***** Supplied information *****

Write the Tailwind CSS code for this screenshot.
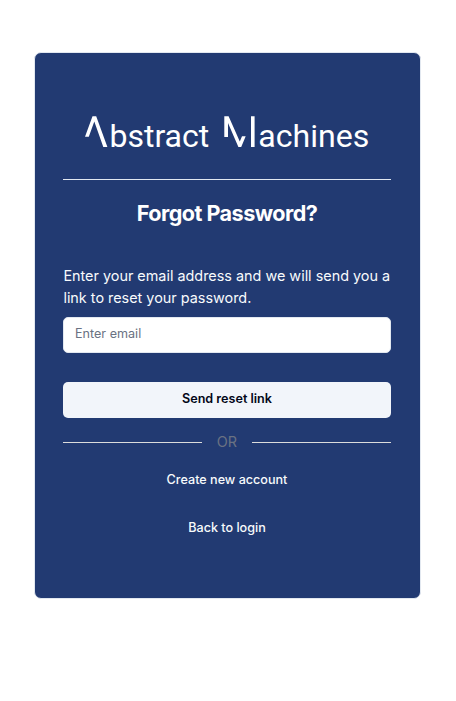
<!DOCTYPE html>
<html lang="en">
<head>
<meta charset="utf-8">
<title>Forgot Password</title>
<script src="https://cdn.jsdelivr.net/npm/@tailwindcss/browser@4"></script>
</head>
<body class="bg-white font-['Inter',sans-serif]">
<main class="ml-[34px] pt-[52px] w-[387px]">
  <section class="h-[547px] w-[387px] rounded-[7px] border border-slate-200 bg-[#223a72] pr-[29px] pl-7 text-slate-50">
    <svg class="mt-[57px] block h-[50px] w-[328px]" viewBox="63 110 328 50" fill="#fff" role="img" aria-label="Abstract Machines">
      <path d="M85 136.7 92.5 116.3H96.2L107.4 147H103.3L94.3 121.5 88.8 136.7Z"/>
      <text x="109.4" y="147" font-family="Roboto, sans-serif" font-size="31.8" textLength="99.9" lengthAdjust="spacingAndGlyphs">bstract</text>
      <path d="M224.3 116.3H228.6L239.8 141.6 242 136.2H245.7L241.2 147H238.4L228 123V137H224.3ZM251 116.3H254.6V147H251Z"/>
      <text x="258.3" y="147" font-family="Roboto, sans-serif" font-size="31.8" textLength="111.1" lengthAdjust="spacingAndGlyphs">achines</text>
    </svg>
    <div class="mt-[19px] h-px bg-slate-200"></div>
    <h1 class="mt-[19px] text-center text-[21.6px] leading-[28px] font-bold tracking-[-0.54px] text-white">Forgot Password?</h1>
    <form>
      <label class="mt-[38px] ml-[0.4px] block text-[14.4px] leading-[22px] whitespace-nowrap" for="email">Enter your email address and we will send you a<br>link to reset your password.</label>
      <input id="email" type="email" placeholder="Enter email" class="mt-2 block h-9 w-full rounded-[5px] border border-slate-200 bg-white px-[11px] pb-[3px] text-[12.6px] text-slate-900 placeholder:text-gray-500">
      <button type="button" class="mt-[29px] block h-9 w-full rounded-[5px] bg-[#f2f5fa] pb-[2px] text-[12.6px] font-semibold text-slate-950">Send reset link</button>
    </form>
    <div class="mt-[14px] flex h-5 items-center">
      <div class="h-px flex-1 bg-[#dcdcdc]"></div>
      <span class="w-[50px] text-center text-[14.4px] leading-5 text-gray-500">OR</span>
      <div class="h-px flex-1 bg-[#dcdcdc]"></div>
    </div>
    <nav class="mt-[18px] flex flex-col items-center gap-7 text-[12.6px] leading-5 font-medium">
      <a href="#">Create new account</a>
      <a href="#">Back to login</a>
    </nav>
  </section>
</main>
</body>
</html>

*****

- **Written instruction**: Write out the full listing verbatim, excluding its pictures.

- **Result of the exercise**:
Write the Tailwind CSS code for this screenshot.
<!DOCTYPE html>
<html lang="en">
<head>
<meta charset="utf-8">
<title>Forgot Password</title>
<script src="https://cdn.jsdelivr.net/npm/@tailwindcss/browser@4"></script>
</head>
<body class="bg-white font-['Inter',sans-serif]">
<main class="ml-[34px] pt-[52px] w-[387px]">
  <section class="h-[547px] w-[387px] rounded-[7px] border border-slate-200 bg-[#223a72] pr-[29px] pl-7 text-slate-50">
    <svg class="mt-[57px] block h-[50px] w-[328px]" viewBox="63 110 328 50" fill="#fff" role="img" aria-label="Abstract Machines">
      <path d="M85 136.7 92.5 116.3H96.2L107.4 147H103.3L94.3 121.5 88.8 136.7Z"/>
      <text x="109.4" y="147" font-family="Roboto, sans-serif" font-size="31.8" textLength="99.9" lengthAdjust="spacingAndGlyphs">bstract</text>
      <path d="M224.3 116.3H228.6L239.8 141.6 242 136.2H245.7L241.2 147H238.4L228 123V137H224.3ZM251 116.3H254.6V147H251Z"/>
      <text x="258.3" y="147" font-family="Roboto, sans-serif" font-size="31.8" textLength="111.1" lengthAdjust="spacingAndGlyphs">achines</text>
    </svg>
    <div class="mt-[19px] h-px bg-slate-200"></div>
    <h1 class="mt-[19px] text-center text-[21.6px] leading-[28px] font-bold tracking-[-0.54px] text-white">Forgot Password?</h1>
    <form>
      <label class="mt-[38px] ml-[0.4px] block text-[14.4px] leading-[22px] whitespace-nowrap" for="email">Enter your email address and we will send you a<br>link to reset your password.</label>
      <input id="email" type="email" placeholder="Enter email" class="mt-2 block h-9 w-full rounded-[5px] border border-slate-200 bg-white px-[11px] pb-[3px] text-[12.6px] text-slate-900 placeholder:text-gray-500">
      <button type="button" class="mt-[29px] block h-9 w-full rounded-[5px] bg-[#f2f5fa] pb-[2px] text-[12.6px] font-semibold text-slate-950">Send reset link</button>
    </form>
    <div class="mt-[14px] flex h-5 items-center">
      <div class="h-px flex-1 bg-[#dcdcdc]"></div>
      <span class="w-[50px] text-center text-[14.4px] leading-5 text-gray-500">OR</span>
      <div class="h-px flex-1 bg-[#dcdcdc]"></div>
    </div>
    <nav class="mt-[18px] flex flex-col items-center gap-7 text-[12.6px] leading-5 font-medium">
      <a href="#">Create new account</a>
      <a href="#">Back to login</a>
    </nav>
  </section>
</main>
</body>
</html>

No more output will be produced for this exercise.